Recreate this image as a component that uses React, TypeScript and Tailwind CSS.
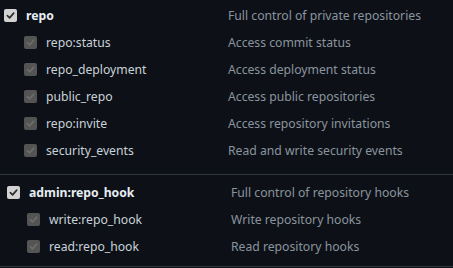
import React from "react";

type Row = { label: string; desc: string };

function Box({ main }: { main?: boolean }) {
  return (
    <span
      className={
        "flex h-[13px] w-[13px] shrink-0 items-center justify-center rounded-[2px] " +
        (main ? "bg-[#d2d2d2]" : "bg-[#545454]")
      }
    >
      <svg width="9" height="9" viewBox="0 0 10 10">
        <path
          d="M1.5 5.2 L4 7.6 L8.6 2.4"
          fill="none"
          stroke={main ? "#2b2b2b" : "#6c6c6c"}
          strokeWidth="1.8"
          strokeLinecap="round"
          strokeLinejoin="round"
        />
      </svg>
    </span>
  );
}

function Section({
  main,
  subs,
  shift,
  pt,
  pb,
}: {
  main: Row;
  subs: Row[];
  shift: boolean;
  pt: string;
  pb: string;
}) {
  return (
    <div className={"border-b border-[#30363d] " + pt + " " + pb + " " + (shift ? "pl-[7px]" : "pl-[4px]")}>
      <div className="flex h-[27px] items-center">
        <div className="flex w-[224px] items-center gap-[9px]">
          <Box main />
          <span className="font-bold text-[#e6edf3]">{main.label}</span>
        </div>
        <span className="text-[#8b949e]">{main.desc}</span>
      </div>
      {subs.map((s) => (
        <div key={s.label} className="flex h-[27px] items-center">
          <div className="flex w-[224px] items-center gap-[9px] pl-[20px]">
            <Box />
            <span className="text-[#c9d1d9]">{s.label}</span>
          </div>
          <span className="text-[#8b949e]">{s.desc}</span>
        </div>
      ))}
    </div>
  );
}

export default function App() {
  return (
    <div
      className="h-[268px] w-[453px] overflow-hidden bg-[#0d1117] text-[12.2px] leading-[18px]"
      style={{ fontFamily: '"Noto Sans", "Open Sans", sans-serif' }}
    >
      <Section
        shift={false}
        pt="pt-[2px]"
        pb="pb-[10px]"
        main={{ label: "repo", desc: "Full control of private repositories" }}
        subs={[
          { label: "repo:status", desc: "Access commit status" },
          { label: "repo_deployment", desc: "Access deployment status" },
          { label: "public_repo", desc: "Access public repositories" },
          { label: "repo:invite", desc: "Access repository invitations" },
          { label: "security_events", desc: "Read and write security events" },
        ]}
      />
      <Section
        shift
        pt="pt-[4px]"
        pb="pb-[6px]"
        main={{ label: "admin:repo_hook", desc: "Full control of repository hooks" }}
        subs={[
          { label: "write:repo_hook", desc: "Write repository hooks" },
          { label: "read:repo_hook", desc: "Read repository hooks" },
        ]}
      />
    </div>
  );
}
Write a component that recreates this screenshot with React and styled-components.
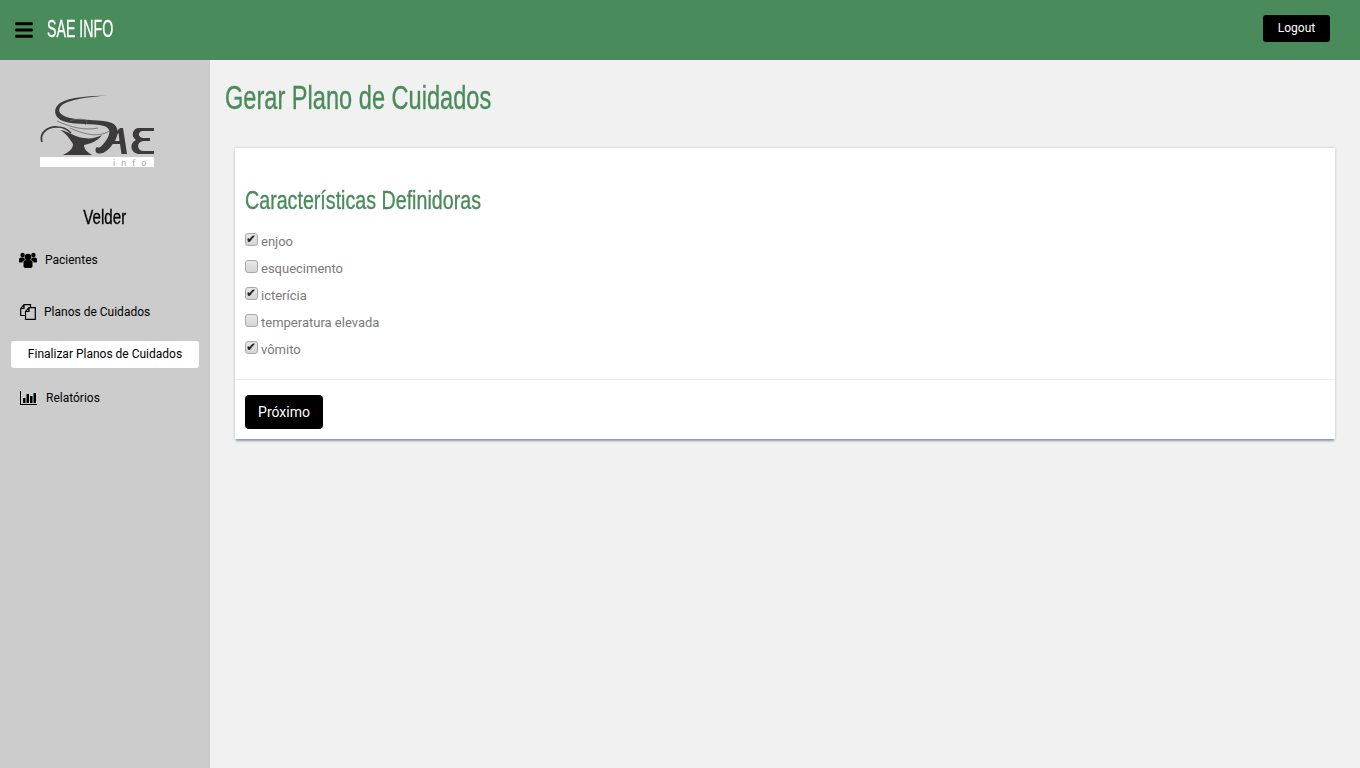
import React from 'react';
import styled, { createGlobalStyle } from 'styled-components';
import { FaBars } from 'react-icons/fa';

const Global = createGlobalStyle`
  html, body { margin: 0; padding: 0; height: 100%; }
  body { background: #f1f1f1; font-family: Roboto, "Liberation Sans", sans-serif; }
`;

const Page = styled.div`
  width: 1360px;
  height: 768px;
  overflow: hidden;
  display: flex;
  flex-direction: column;
`;

const Topbar = styled.header`
  height: 60px;
  flex: none;
  box-sizing: border-box;
  background: #498b5a;
  display: flex;
  align-items: center;
  padding: 0 30px 1px 14px;
`;

// no condensed family is installed, so the heading face is narrowed by hand
const Narrow = styled.span`
  display: inline-block;
  white-space: nowrap;
  font-family: "Liberation Sans", sans-serif;
  -webkit-text-stroke: .35px currentColor;
  transform: scaleX(${p => p.$sx});
  transform-origin: ${p => p.$origin || 'left'} center;
`;

const Brand = styled.div`
  margin-left: 13px;
  color: #fff;
  font-size: 23px;
  line-height: 28px;
`;

const LogoutButton = styled.button`
  margin: 0 0 2px auto;
  width: 67px;
  height: 27px;
  padding: 0 0 2px;
  background: #000;
  color: #fff;
  border: 0;
  border-radius: 3px;
  font: 12px Roboto, sans-serif;
`;

const Body = styled.div`
  flex: 1;
  display: flex;
`;

const Sidebar = styled.aside`
  width: 210px;
  flex: none;
  background: #ccc;
  padding-top: 35px;
  box-sizing: border-box;
`;

const LogoWrap = styled.div`
  width: 115px;
  height: 73px;
  margin-left: 40px;
`;

const UserName = styled.div`
  margin-top: 37px;
  text-align: center;
  color: #000;
  font-size: 21px;
  line-height: 24px;
`;

const NavItem = styled.div`
  display: flex;
  align-items: center;
  height: 20px;
  margin-top: ${p => p.$top}px;
  padding-left: 19px;
  gap: ${p => p.$gap}px;
  font-size: 12px;
  color: #000;
`;

const NavIcon = styled.svg`
  flex: none;
  margin-left: ${p => p.$left || 0}px;
`;

const SubItem = styled.div`
  margin: 19px 11px 0;
  height: 27px;
  line-height: 27px;
  background: #fff;
  border-radius: 3px;
  text-align: center;
  font-size: 12px;
  color: #000;
`;

const Main = styled.main`
  flex: 1;
  padding: 0 25px 0 15px;
`;

const Title = styled.h1`
  margin: 16px 0 28px;
  color: #498b5a;
  font-size: 33px;
  font-weight: 400;
  line-height: 44px;
`;

const Card = styled.section`
  margin-left: 10px;
  background: #fff;
  box-shadow: 0 3px 2px -1px rgba(60, 85, 110, .5), 0 0 3px rgba(60, 85, 110, .25);
`;

const CardBody = styled.div`
  padding: 36px 10px 16px;
  border-bottom: 1px solid #eee;
`;

const Subtitle = styled.h2`
  margin: 0 0 12px;
  color: #498b5a;
  font-size: 26px;
  font-weight: 400;
  line-height: 32px;
`;

const CheckRow = styled.label`
  display: flex;
  align-items: center;
  height: 27px;
  color: #7a7a7a;
  font-size: 13px;
`;

const Check = styled.input`
  appearance: none;
  position: relative;
  box-sizing: border-box;
  width: 13px;
  height: 13px;
  margin: 0 3px 4px 0;
  background: linear-gradient(#e8e8e8, #d4d4d4);
  border: 1px solid #a8a8a8;
  border-radius: 3px;

  &:checked::after {
    content: '✔';
    position: absolute;
    left: 0;
    top: -1px;
    color: #222;
    font: 12px/12px "DejaVu Sans", sans-serif;
  }
`;

const CardFooter = styled.div`
  padding: 15px 10px 10px;
`;

const NextButton = styled.button`
  display: block;
  width: 78px;
  height: 34px;
  padding: 0;
  background: #000;
  color: #fff;
  border: 0;
  border-radius: 4px;
  font: 14px Roboto, sans-serif;
`;

const Logo = () => (
  <svg width="115" height="73" viewBox="0 0 115 73" style={{ filter: 'blur(.3px)' }}>
    <path d="M67 .5C50 2 30 4 22 10C16 15 20 21 30 23C45 26 62 24 72 28C80 32 79 42 72 50C68 56 62 60 57 58C55 57 55 53 57 52C60 54 63 50 67 44C71 37 70 33 64 31C52 28 38 30 26 27C14 24 12 14 20 8C30 2 50 1 67 .5Z" fill="#3c3a3b" />
    <path d="M17 26C30 32 45 36 58 33M30 26C40 22 52 25 45 30M30 33C50 42 60 41 70 36" fill="none" stroke="#666" strokeWidth=".8" />
    <path d="M2 47C-1 38 8 31 18 32C24 32 28 35 31 38" fill="none" stroke="#3c3a3b" strokeWidth="1.7" />
    <path d="M20 35C28 36 34 42 44 43C50 44 56 43 62 40C58 46 50 49 44 50C44 54 47 57 52 60H23C29 57 33 54 33 49C30 44 26 38 20 35Z" fill="#3c3a3b" />
    <path d="M80 33H83L87 59H81.5L80 49H67L69 46H79.5L78.5 38L74 43L73 40Z" fill="#3c3a3b" />
    <path d="M114 33H99C93 33 90 41 96 45C89 48 90 59 100 59H114V56H103C97 56 96 47 103 46H110V43H103C97 42 98 36 103 36H114Z" fill="#3c3a3b" />
    <rect x="0" y="62" width="114" height="10" fill="#fff" />
    <text x="73" y="71" fontFamily="Roboto, sans-serif" fontSize="9" letterSpacing="6" fill="#aaa">info</text>
  </svg>
);

const UsersIcon = () => (
  <NavIcon width="18" height="16" viewBox="0 0 18 16">
    <circle cx="9" cy="5" r="3.3" />
    <circle cx="3.6" cy="3" r="2.2" />
    <circle cx="14.4" cy="3" r="2.2" />
    <path d="M4.5 10C4.5 8.5 6 8 9 8S13.5 8.5 13.5 10V14C13.5 15.5 12.5 16 11 16H7C5.5 16 4.5 15.5 4.5 14Z" />
    <path d="M0 7.5C0 6 1 5.5 3.5 5.5C4.5 5.5 5 5.7 5.3 6C5.5 7 5.8 7.5 6.2 7.9C4.6 8.3 3.8 9 3.5 10.5H1C.3 10.5 0 10 0 9.5Z" />
    <path d="M18 7.5C18 6 17 5.5 14.5 5.5C13.5 5.5 13 5.7 12.7 6C12.5 7 12.2 7.5 11.8 7.9C13.4 8.3 14.2 9 14.5 10.5H17C17.7 10.5 18 10 18 9.5Z" />
  </NavIcon>
);

const FilesIcon = () => (
  <NavIcon $left={1} width="16" height="16" viewBox="0 0 16 16" fill="none" stroke="#000" strokeWidth="1.2">
    <path d="M10.5 3.7V.7H4L.7 4.5V11.5H5.5M4 .7V4.5H.7" />
    <path d="M9 3.7H15.3V15.3H5.5V7.5ZM9 3.7V7.5H5.5" />
  </NavIcon>
);

const ChartIcon = () => (
  <NavIcon $left={1} width="17" height="14" viewBox="0 0 17 14">
    <path d="M0 0H1V13H17V14H0Z" />
    <rect x="3" y="7" width="2.5" height="5" />
    <rect x="6.5" y="3" width="2.5" height="9" />
    <rect x="10" y="5" width="2.5" height="7" />
    <rect x="13.5" y="2" width="2.5" height="10" />
  </NavIcon>
);

const options = [
  { label: 'enjoo', checked: true },
  { label: 'esquecimento', checked: false },
  { label: 'icterícia', checked: true },
  { label: 'temperatura elevada', checked: false },
  { label: 'vômito', checked: true },
];

export default function App() {
  return (
    <Page>
      <Global />
      <Topbar>
        <FaBars size={20} color="#000" />
        <Brand><Narrow $sx={0.617}>SAE INFO</Narrow></Brand>
        <LogoutButton>Logout</LogoutButton>
      </Topbar>
      <Body>
        <Sidebar>
          <LogoWrap><Logo /></LogoWrap>
          <UserName><Narrow $sx={0.72} $origin="center">Velder</Narrow></UserName>
          <NavItem $top={21} $gap={8}><UsersIcon />Pacientes</NavItem>
          <NavItem $top={32} $gap={8}><FilesIcon />Planos de Cuidados</NavItem>
          <SubItem>Finalizar Planos de Cuidados</SubItem>
          <NavItem $top={20} $gap={9}><ChartIcon />Relatórios</NavItem>
        </Sidebar>
        <Main>
          <Title><Narrow $sx={0.715}>Gerar Plano de Cuidados</Narrow></Title>
          <Card>
            <CardBody>
              <Subtitle><Narrow $sx={0.756}>Características Definidoras</Narrow></Subtitle>
              {options.map(o => (
                <CheckRow key={o.label}>
                  <Check type="checkbox" defaultChecked={o.checked} />
                  {o.label}
                </CheckRow>
              ))}
            </CardBody>
            <CardFooter>
              <NextButton>Próximo</NextButton>
            </CardFooter>
          </Card>
        </Main>
      </Body>
    </Page>
  );
}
**********
Only the lines from the start of the records through the line containing "string; desc: string" should be repeated, word for word, with the pictures left out.

Solution to the problem »
Recreate this image as a component that uses React, TypeScript and Tailwind CSS.
import React from "react";

type Row = { label: string; desc: string };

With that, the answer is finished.